The Hobbit | Author Biography

Tolkien was born in Bloemfontein, South Africa, on January 3, 1892. His father, Arthur, was an Englishman who had left the Birmingham branch of Lloyds Bank to work for the Bank of Africa. Tolkien and his younger brother were sickly children. Hoping to improve her sons' health, Tolkien's mother, Mabel, took the boys to England in 1895. Arthur remained in Africa to work until his sons sufficiently recovered or he could find a position back in England. Unfortunately, only a few months later, Arthur died of acute peritonitis. Mabel and the boys remained in England.

J. R. R. Tolkien
J. R. R. Tolkien

Tolkien was interested in languages at an early age. His mother began teaching him Latin and Greek when he was seven years old. He also inherited his mother's love for nature and the Catholic church. In 1903 Tolkien won a scholarship to the prestigious King Edward VI School in Birmingham, where his studies included not only the mandatory Latin and Greek, but also Welsh, Old and Middle English, and Old Norse. Tragically, his mother died of diabetes when he was only twelve. A Catholic priest, Father Francis Morgan, cared for the Tolkien brothers after Mabel's death.

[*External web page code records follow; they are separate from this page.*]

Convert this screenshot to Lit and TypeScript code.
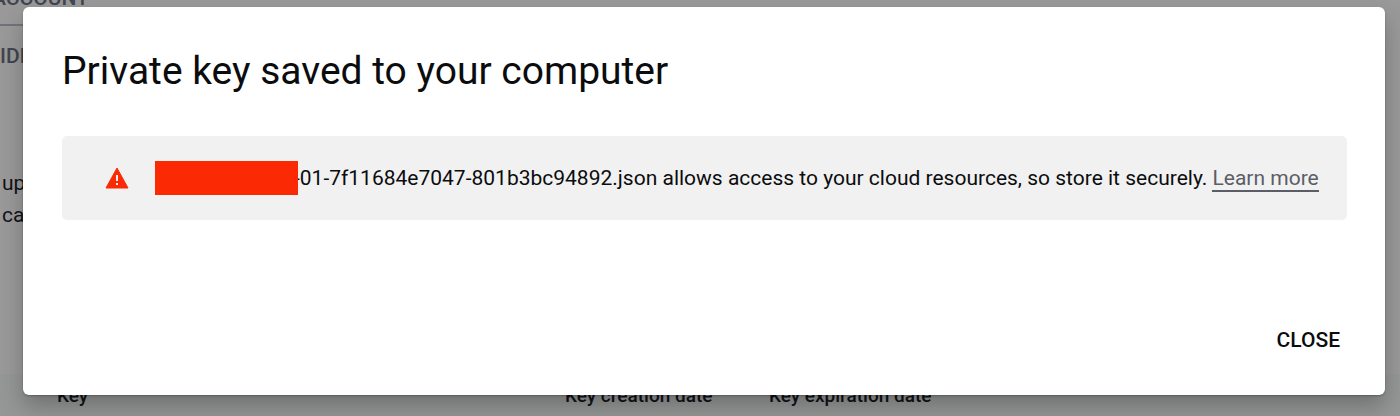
import { LitElement, html, css } from "lit";
import { customElement } from "lit/decorators.js";

@customElement("service-account-page")
class ServiceAccountPage extends LitElement {
  static styles = css`
    :host {
      display: block;
      color: #111318;
      font-size: 21px;
      line-height: 32px;
    }
    .tab {
      height: 24px;
      margin: -14px 40px 0 -8px;
      padding-bottom: 14px;
      line-height: 24px;
      font-weight: 500;
      color: #41454f;
      border-bottom: 2px solid #70747a;
    }
    .action {
      padding-top: 14px;
      font-weight: 500;
      color: #41454f;
    }
    .copy {
      margin: 0;
      padding: 95px 0 0 2px;
    }
    .keys {
      width: 100%;
      margin-top: 143px;
      border-spacing: 0;
      table-layout: fixed;
      background: #959696;
      font-size: 19px;
      line-height: 44px;
    }
    th {
      padding: 0;
      text-align: left;
      font-weight: 500;
    }
    .key {
      width: 508px;
      padding-left: 57px;
    }
    .created {
      width: 204px;
    }
  `;

  render() {
    return html`
      <div class="tab">ACCOUNT</div>
      <div class="action">IDE</div>
      <p class="copy">up<br />ca</p>
      <table class="keys">
        <thead>
          <tr>
            <th class="key" scope="col">Key</th>
            <th class="created" scope="col">Key creation date</th>
            <th scope="col">Key expiration date</th>
          </tr>
        </thead>
      </table>
    `;
  }
}

@customElement("key-saved-dialog")
class KeySavedDialog extends LitElement {
  static styles = css`
    :host {
      display: block;
      box-sizing: border-box;
      padding: 40px 38px 34px 39px;
      border-radius: 6px;
      background: #fff;
      color: #0b0c0e;
      box-shadow: 0 12px 22px rgba(0, 0, 0, 0.24), 0 1px 2px rgba(0, 0, 0, 0.25);
    }
    h1 {
      margin: 0;
      font-size: 39px;
      line-height: 48px;
      font-weight: 400;
    }
    .notice {
      display: flex;
      align-items: center;
      margin-top: 41px;
      padding: 25px 20px 25px 43px;
      border-radius: 5px;
      background: #f1f1f1;
      font-size: 21px;
      line-height: 34px;
    }
    .warning {
      flex: none;
      width: 24px;
      height: 22px;
      margin-right: 26px;
    }
    .redacted {
      flex: none;
      z-index: 1;
      width: 143px;
      height: 34px;
      margin-right: -4px;
      background: #fb2a04;
    }
    p {
      margin: 0;
    }
    a {
      color: #5b5e66;
      text-decoration: none;
      border-bottom: 2px solid #5b5e66;
    }
    .actions {
      display: flex;
      justify-content: flex-end;
      margin-top: 99px;
    }
    button {
      padding: 4px 7px;
      border: 0;
      background: none;
      color: inherit;
      font: 500 21px/34px Roboto, sans-serif;
    }
  `;

  render() {
    return html`
      <h1>Private key saved to your computer</h1>
      <div class="notice">
        <svg class="warning" viewBox="0 0 24 22" aria-hidden="true">
          <path d="M12 1 23 21H1Z" fill="#fb2a04" stroke="#fb2a04" stroke-linejoin="round" />
          <path d="M11 8h2v6h-2zM11 16h2v2h-2z" fill="#f1f1f1" />
        </svg>
        <span class="redacted"></span>
        <p>
          -01-7f11684e7047-801b3bc94892.json allows access to your cloud resources, so store it
          securely. <a href="#">Learn more</a>
        </p>
      </div>
      <div class="actions"><button type="button">CLOSE</button></div>
    `;
  }
}

@customElement("app-root")
class AppRoot extends LitElement {
  static styles = css`
    :host {
      display: block;
      position: relative;
      min-height: 100vh;
      overflow: hidden;
      background: #999;
      font-family: Roboto, sans-serif;
    }
    .dialog {
      position: absolute;
      top: 7px;
      left: 23px;
      right: 15px;
    }
  `;

  render() {
    return html`
      <service-account-page></service-account-page>
      <key-saved-dialog class="dialog" role="dialog" aria-label="Private key saved to your computer"></key-saved-dialog>
    `;
  }
}
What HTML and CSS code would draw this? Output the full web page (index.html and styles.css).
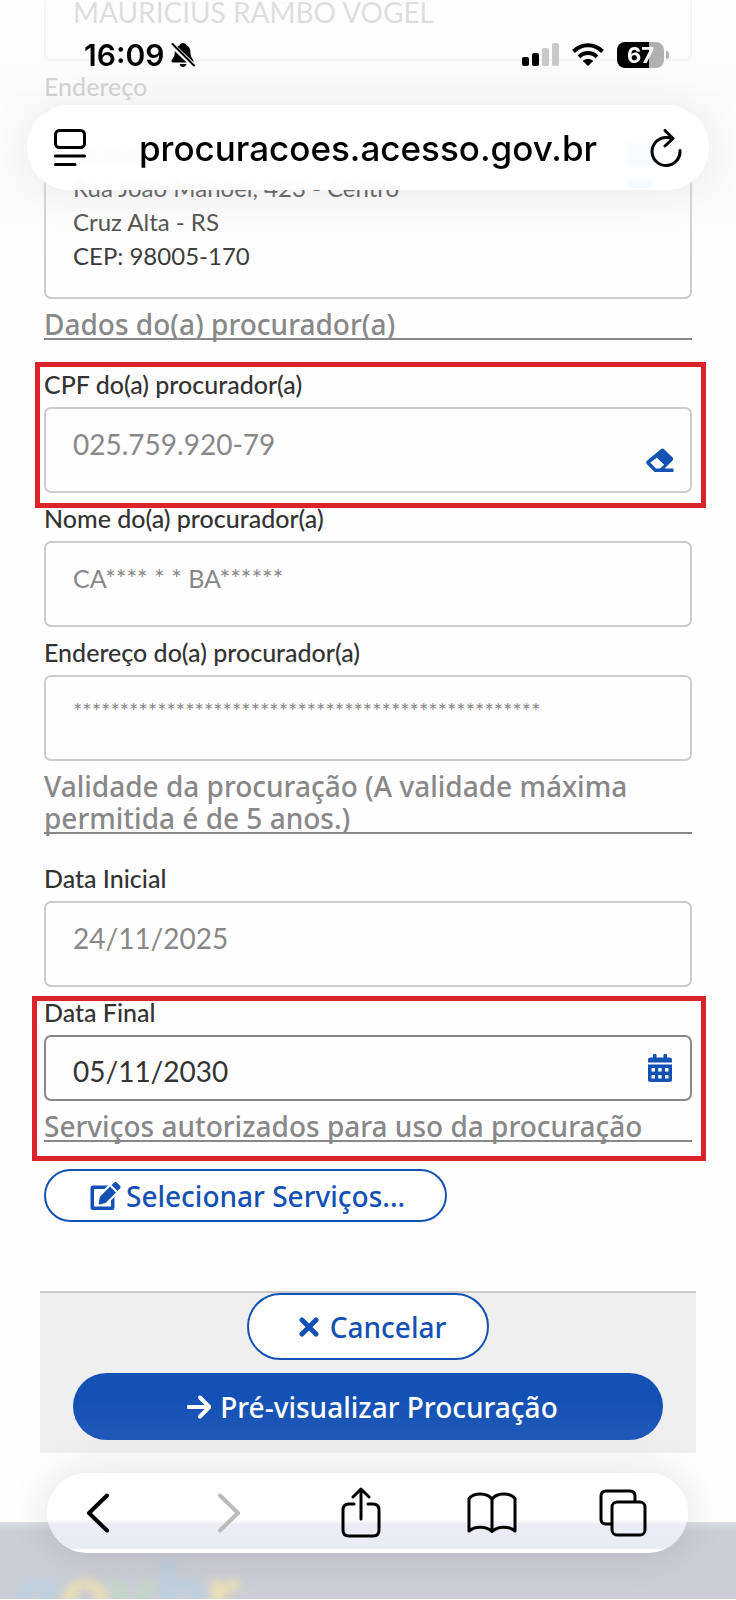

At sixteen Tolkien met his future wife, Edith Mary Bratt. Later, his burgeoning love of languages led him to pursue a degree in comparative philology at Exeter College, Oxford University, in 1911. He graduated with honors in 1915, and one year later, he and Bratt married. Shortly after, Tolkien was commissioned a second lieutenant in the English army and left his new bride to fight in World War I. Enclosed in the trenches during the Battle of the Somme, Tolkien contracted a severe case of trench fever and had to be evacuated in 1916.

After returning from the war, Tolkien spent the next several decades building a reputation as a noted scholar and professor at Oxford. He published several esteemed essays, including "Beowulf: The Monsters and the Critics" (1936) and "On Fairy Stories" (1947). Along with C. S. Lewis and Charles Williams, he was an important member of the literary group "The Inklings."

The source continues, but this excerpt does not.